Idle weekend banter

Was unplugged for quite a bit of the weekend.  Instead of being glued to my laptop I started Easter Sunday morning with coffee and a bagel at Panera Bread and then headed out on the River Walk trail. I spent some time as I walked wondering about the history of the river. Even though it was early morning on a cloudy day I was still grateful for the shade of the trees. [And I got online to look up the Kern River Parkway Foundation later in the day to see who is helping to plant trees and “re-water” the river.]

River Walk Easter Sunday March 31 2013 (1)

Sonya Christian, River Walk in Bakersfield, March 31, 2013

I am glad that the city is investing in parks and other recreational activities to improve the quality of living here in Bakersfield.  I was surprised and happy to see that there are 52 parks that are listed on the website at http://www.bakersfieldcity.us/recreation/Parks/ParkMapComp/bestlmap.htm

Not sure where Bakersfield stacks up against cities that have walking and biking paths.  Bicylcing.com, http://www.bicycling.com/, has ranked the 50 best cities for biking and San Francisco is the only California city to make the top 10.  With those hills, you must be in top form to be able to bike the city.  New York is ranked #7, right ahead of San Francisco, and my best exposure to the New York biking experience is through the movie Premium Rush.  It is a great movie and one that I recommend.  Manhola Dargis, one of my favorite movie reviewers, of the New York Times captures the gist of the movie.  Check out her well written review at http://tinyurl.com/carteqy. Dargis ends the review with “Mr. Koepp has found the right balance here between genre seriousness and un-self-seriousness to turn the disposable into the enjoyable.”

Here are a few excerpts for you movie buffs:

Pushing pedal to the mettle and its breezily thin, goofy story to the breaking point, “Premium Rush” provides just about all the late summer air-conditioned relief you could hope for.

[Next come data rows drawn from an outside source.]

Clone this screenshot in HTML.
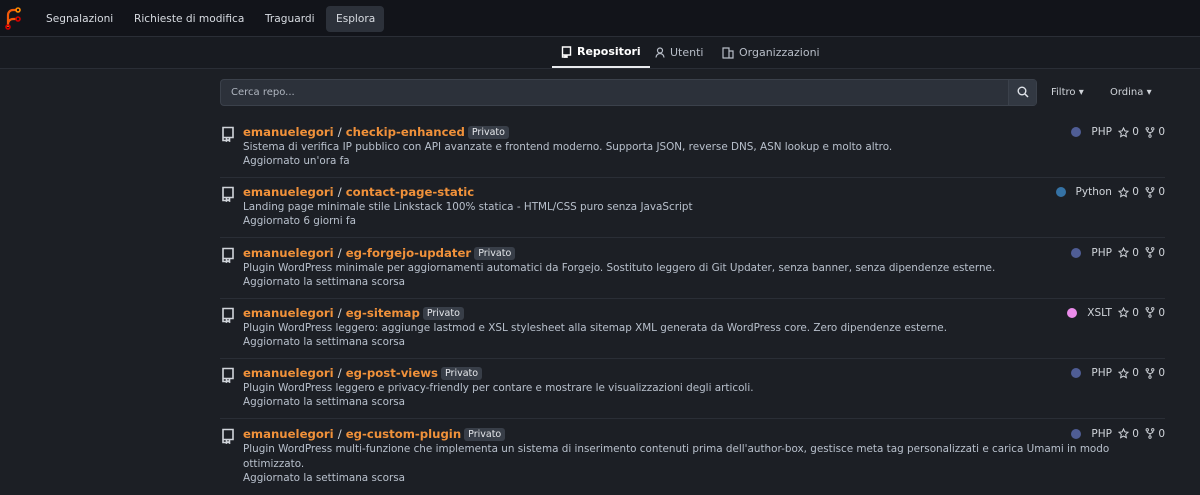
<!DOCTYPE html>
<html><head><meta charset="utf-8"><style>
*{box-sizing:border-box;margin:0;padding:0}
body{width:1200px;height:492px;overflow:hidden;background:#1c1f25;font-family:"DejaVu Sans","Liberation Sans",sans-serif;color:#d0d4da;font-size:11px}
.nav{height:37px;background:#12141a;border-bottom:1px solid #2a2e36;position:relative}
.nav a{position:absolute;top:6px;height:26px;line-height:26px;padding:0 10px;color:#d8dce2;font-size:10.6px;border-radius:4px}
.tabs{height:32px;border-bottom:1px solid #2a2e36;position:relative;background:#181b21}
.tab{position:absolute;top:0;height:31px;font-size:11px;color:#b8bec8;display:flex;align-items:center;gap:5px}
.tab.act{color:#fff;font-weight:bold;border-bottom:2px solid #e8eaee}
.search{position:absolute;left:220px;top:79px;width:817px;height:27px;background:#2c313a;border:1px solid #3b414b;border-radius:4px}
.search span{position:absolute;left:10px;top:7px;color:#b0b6c0;font-size:10px}
.search .btn{position:absolute;right:0;top:0;width:28px;height:25px;border-left:1px solid #3b414b;background:#323842}
.dd{position:absolute;top:87px;font-size:10px;color:#d0d4da}
.row{position:absolute;left:220px;width:945px;height:60px;border-bottom:1px solid #2a2e36}
.ic{position:absolute;left:1px;top:8px}
.t{position:absolute;left:23px;top:7px;font-size:11.7px;font-weight:bold;color:#f0913a;white-space:nowrap}
.t .s{color:#d0d4da;font-weight:normal}
.badge{display:inline-block;font-size:9.5px;font-weight:normal;color:#e6e8ec;background:#383e48;border-radius:3px;padding:1px 4px;margin-left:3px;vertical-align:1px}
.d{position:absolute;left:23px;top:22px;font-size:10.4px;color:#b8c0cc;width:870px;line-height:15px}
.u{position:absolute;left:23px;top:37px;font-size:10.4px;color:#b8c0cc}
.m{position:absolute;right:0;top:8px;font-size:10.5px;color:#d0d4da;display:flex;align-items:center;gap:3px}
.dot{width:10px;height:10px;border-radius:50%;margin-right:7px}
</style></head><body>
<div class="nav">
<svg style="position:absolute;left:4px;top:6px" width="18" height="24" viewBox="0 0 18 24"><path d="M4 21V9a5 5 0 0 1 5-5h4M4 21v-3a5 5 0 0 1 5-5h4" fill="none" stroke="#f25a0a" stroke-width="2.2"/><circle cx="4" cy="21" r="2" fill="none" stroke="#d40000" stroke-width="1.6"/><circle cx="14" cy="4" r="2" fill="none" stroke="#ff8a00" stroke-width="1.6"/><circle cx="14" cy="13" r="2" fill="none" stroke="#d40000" stroke-width="1.6"/></svg>
<a style="left:36px">Segnalazioni</a><a style="left:124px">Richieste di modifica</a><a style="left:255px">Traguardi</a><a style="left:326px;width:58px;background:#2c313a">Esplora</a>
</div>
<div class="tabs">
<div class="tab act" style="left:552px;padding:0 9px"><svg width="11" height="12" viewBox="0 0 11 12"><path d="M1.5 1h8v8h-8zM1.5 9v2h2M4 9v2.5l1-.8 1 .8V9" fill="none" stroke="#fff" stroke-width="1.4"/></svg>Repositori</div>
<div class="tab" style="left:655px"><svg width="10" height="11" viewBox="0 0 10 11"><circle cx="5" cy="3.5" r="2.5" fill="none" stroke="#b8bec8" stroke-width="1.2"/><path d="M1 10.5a4 4 0 0 1 8 0" fill="none" stroke="#b8bec8" stroke-width="1.2"/></svg>Utenti</div>
<div class="tab" style="left:722px"><svg width="12" height="12" viewBox="0 0 12 12"><path d="M1 11V1h6v10M7 4h4v7H.5" fill="none" stroke="#b8bec8" stroke-width="1.2"/></svg>Organizzazioni</div>
</div>
<div class="search"><span>Cerca repo...</span><div class="btn"><svg style="margin:6px 8px" width="12" height="12" viewBox="0 0 12 12"><circle cx="5" cy="5" r="3.8" fill="none" stroke="#e0e4ea" stroke-width="1.4"/><path d="M8 8l3 3" stroke="#e0e4ea" stroke-width="1.5"/></svg></div></div>
<div class="dd" style="left:1051px">Filtro ▾</div><div class="dd" style="left:1110px">Ordina ▾</div>
<div id="list"></div>
<script>
const R=[["checkip-enhanced",1,"Sistema di verifica IP pubblico con API avanzate e frontend moderno. Supporta JSON, reverse DNS, ASN lookup e molto altro.","Aggiornato un'ora fa","PHP","#4f5d95"],
["contact-page-static",0,"Landing page minimale stile Linkstack 100% statica - HTML/CSS puro senza JavaScript","Aggiornato 6 giorni fa","Python","#3572a5"],
["eg-forgejo-updater",1,"Plugin WordPress minimale per aggiornamenti automatici da Forgejo. Sostituto leggero di Git Updater, senza banner, senza dipendenze esterne.","Aggiornato la settimana scorsa","PHP","#4f5d95"],
["eg-sitemap",1,"Plugin WordPress leggero: aggiunge lastmod e XSL stylesheet alla sitemap XML generata da WordPress core. Zero dipendenze esterne.","Aggiornato la settimana scorsa","XSLT","#eb8ceb"],
["eg-post-views",1,"Plugin WordPress leggero e privacy-friendly per contare e mostrare le visualizzazioni degli articoli.","Aggiornato la settimana scorsa","PHP","#4f5d95"],
["eg-custom-plugin",1,"Plugin WordPress multi-funzione che implementa un sistema di inserimento contenuti prima dell'author-box, gestisce meta tag personalizzati e carica Umami in modo ottimizzato.","Aggiornato la settimana scorsa","PHP","#4f5d95"]];
const star='<svg width="11" height="11" viewBox="0 0 12 12"><path d="M6 1l1.5 3.2 3.5.4-2.6 2.4.7 3.5L6 8.8 2.9 10.5l.7-3.5L1 4.6l3.5-.4z" fill="none" stroke="#d0d4da" stroke-width="1.1"/></svg>';
const fork='<svg width="10" height="11" viewBox="0 0 10 12"><circle cx="2" cy="2" r="1.3" fill="none" stroke="#d0d4da"/><circle cx="8" cy="2" r="1.3" fill="none" stroke="#d0d4da"/><circle cx="5" cy="10" r="1.3" fill="none" stroke="#d0d4da"/><path d="M2 3.3v1.5l3 1.5 3-1.5V3.3M5 6.3v2.4" fill="none" stroke="#d0d4da" stroke-width="1.1"/></svg>';
const icon='<svg width="14" height="16" viewBox="0 0 14 16"><path d="M2 1.5h10v10H2zM2 11.5v3h3M5.5 11.5v3.5l1.5-1 1.5 1v-3.5" fill="none" stroke="#d0d4da" stroke-width="1.6"/></svg>';
let h='',y=118;
R.forEach((r,i)=>{const hh=i==5?75:60;
h+=`<div class="row" style="top:${y}px;height:${hh}px;${i==5?'border:none':''}"><div class="ic">${icon}</div><div class="t">emanuelegori <span class="s">/</span> ${r[0]}${r[1]?'<span class="badge">Privato</span>':''}</div><div class="d">${r[2]}</div><div class="u" style="top:${i==5?52:37}px">${r[3]}</div><div class="m"><span class="dot" style="background:${r[5]}"></span>${r[4]}&nbsp;${star}0&nbsp;${fork}0</div></div>`;y+=60.3;});
document.getElementById('list').innerHTML=h;
</script>
</body></html>
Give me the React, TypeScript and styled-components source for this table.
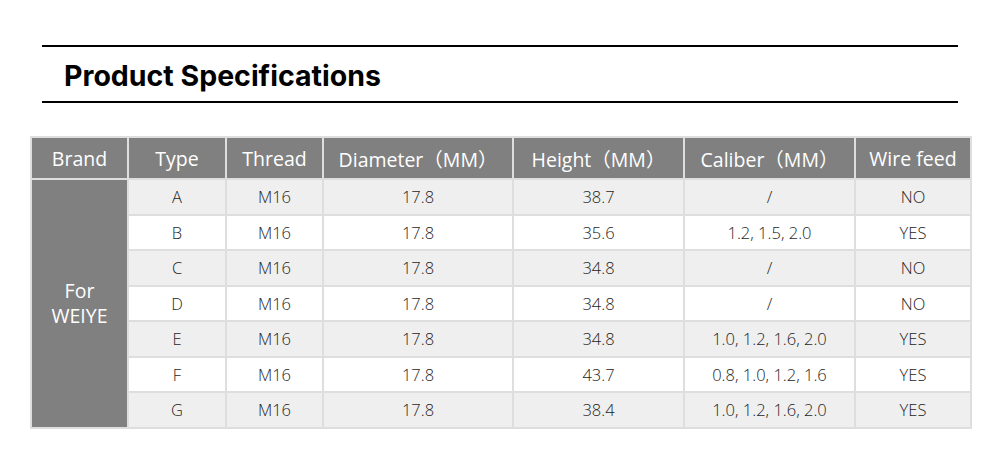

It’s buoyant dumb-fun, a ticking-clock thriller about a New York bicycle messenger who has to get from here to there without being taken out…..

An embrace of the real has become a recurrent element in contemporary action cinema, with digitally created and enhanced spectacle being deployed alongside actual bodies moving through, bouncing off and slamming into the physical world. These practical stunts function somewhat like collecting vinyl records, taking up sewing, baking your own bread, handwriting thank you notes and stripping down your Schwinn in that they’re reassuring totems of a reality that at times seems to be disappearing in the slipstream of digital ones and zeros……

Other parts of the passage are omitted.